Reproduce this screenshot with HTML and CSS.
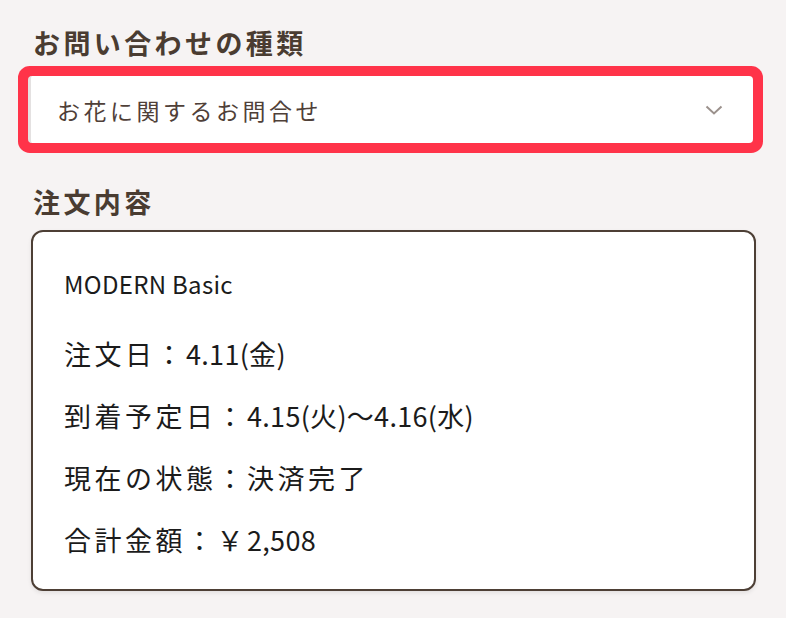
FILE: index.html
```html
<!DOCTYPE html>
<html lang="ja">
<head>
    <meta charset="UTF-8">
    <meta name="viewport" content="width=device-width, initial-scale=1.0">
    <title>お問い合わせ</title>
    <link rel="stylesheet" href="styles.css">
</head>
<body>
    <div class="contact">
        <h2 class="section-title">お問い合わせの種類</h2>
        <div class="select-box" tabindex="0">
            <span class="select-value">お花に関するお問合せ</span>
            <svg class="chevron" width="18" height="10" viewBox="0 0 18 10">
                <polyline points="1.5,1.5 9,8.5 16.5,1.5" fill="none" stroke="#9b918c" stroke-width="2"/>
            </svg>
        </div>

        <h2 class="section-title title-order">注文内容</h2>
        <div class="order-card">
            <p class="order-name">MODERN Basic</p>
            <p class="order-row">注文日：<span class="num">4.11(金)</span></p>
            <p class="order-row">到着予定日：<span class="num">4.15(火)〜4.16(水)</span></p>
            <p class="order-row">現在の状態：決済完了</p>
            <p class="order-row">合計金額：￥<span class="num">2,508</span></p>
        </div>
    </div>
</body>
</html>
```
FILE: styles.css
```css
html{
    height: 100%;
}
body{
    margin: 0;
    min-height: 100%;
    background-color: #f6f3f3;
    font-family: "Noto Sans CJK JP", "Noto Sans", sans-serif;
}
.contact{
    width: 728px;
    padding: 20px 0 0 28px;
}
.section-title{
    margin: 0;
    padding-left: 5px;
    font-size: 27px;
    line-height: 45px;
    font-weight: 700;
    letter-spacing: 3.4px;
    color: #4a3c31;
}
.title-order{
    margin-top: 36px;
}
.select-box{
    display: flex;
    align-items: center;
    justify-content: space-between;
    width: 725px;
    height: 67px;
    margin-top: 11px;
    box-sizing: border-box;
    padding: 0 30px 0 26px;
    background-color: #ffffff;
    border-left: 3px solid #e4e1e1;
    border-radius: 4px;
    box-shadow: 0 0 0 10px #ff3349;
    outline: none;
}
.select-value{
    font-size: 23px;
    letter-spacing: 3.5px;
    color: #4f4038;
}
.chevron{
    display: block;
}
.order-card{
    width: 725px;
    margin: 6px 0 0 3px;
    box-sizing: border-box;
    padding: 32px 30px 29px 31px;
    background-color: #ffffff;
    border: 2px solid #4d3f35;
    border-radius: 12px;
    box-shadow: 0 2px 4px rgba(0, 0, 0, 0.08);
    color: #1b1b1b;
}
.order-card p{
    margin: 0;
    line-height: 40px;
}
.order-name{
    font-size: 24px;
    letter-spacing: 0.3px;
}
.order-row{
    margin-top: 22px !important;
    font-size: 27px;
    letter-spacing: 3.5px;
}
.order-name + .order-row{
    margin-top: 30px !important;
}
.num{
    letter-spacing: 0.3px;
}
```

EXERCISE PROMPT: Leave out the pictures and retype every line above exactly.

TASK RESULT:
Reproduce this screenshot with HTML and CSS.
FILE: index.html
```html
<!DOCTYPE html>
<html lang="ja">
<head>
    <meta charset="UTF-8">
    <meta name="viewport" content="width=device-width, initial-scale=1.0">
    <title>お問い合わせ</title>
    <link rel="stylesheet" href="styles.css">
</head>
<body>
    <div class="contact">
        <h2 class="section-title">お問い合わせの種類</h2>
        <div class="select-box" tabindex="0">
            <span class="select-value">お花に関するお問合せ</span>
            <svg class="chevron" width="18" height="10" viewBox="0 0 18 10">
                <polyline points="1.5,1.5 9,8.5 16.5,1.5" fill="none" stroke="#9b918c" stroke-width="2"/>
            </svg>
        </div>

        <h2 class="section-title title-order">注文内容</h2>
        <div class="order-card">
            <p class="order-name">MODERN Basic</p>
            <p class="order-row">注文日：<span class="num">4.11(金)</span></p>
            <p class="order-row">到着予定日：<span class="num">4.15(火)〜4.16(水)</span></p>
            <p class="order-row">現在の状態：決済完了</p>
            <p class="order-row">合計金額：￥<span class="num">2,508</span></p>
        </div>
    </div>
</body>
</html>
```
FILE: styles.css
```css
html{
    height: 100%;
}
body{
    margin: 0;
    min-height: 100%;
    background-color: #f6f3f3;
    font-family: "Noto Sans CJK JP", "Noto Sans", sans-serif;
}
.contact{
    width: 728px;
    padding: 20px 0 0 28px;
}
.section-title{
    margin: 0;
    padding-left: 5px;
    font-size: 27px;
    line-height: 45px;
    font-weight: 700;
    letter-spacing: 3.4px;
    color: #4a3c31;
}
.title-order{
    margin-top: 36px;
}
.select-box{
    display: flex;
    align-items: center;
    justify-content: space-between;
    width: 725px;
    height: 67px;
    margin-top: 11px;
    box-sizing: border-box;
    padding: 0 30px 0 26px;
    background-color: #ffffff;
    border-left: 3px solid #e4e1e1;
    border-radius: 4px;
    box-shadow: 0 0 0 10px #ff3349;
    outline: none;
}
.select-value{
    font-size: 23px;
    letter-spacing: 3.5px;
    color: #4f4038;
}
.chevron{
    display: block;
}
.order-card{
    width: 725px;
    margin: 6px 0 0 3px;
    box-sizing: border-box;
    padding: 32px 30px 29px 31px;
    background-color: #ffffff;
    border: 2px solid #4d3f35;
    border-radius: 12px;
    box-shadow: 0 2px 4px rgba(0, 0, 0, 0.08);
    color: #1b1b1b;
}
.order-card p{
    margin: 0;
    line-height: 40px;
}
.order-name{
    font-size: 24px;
    letter-spacing: 0.3px;
}
.order-row{
    margin-top: 22px !important;
    font-size: 27px;
    letter-spacing: 3.5px;
}
.order-name + .order-row{
    margin-top: 30px !important;
}
.num{
    letter-spacing: 0.3px;
}
```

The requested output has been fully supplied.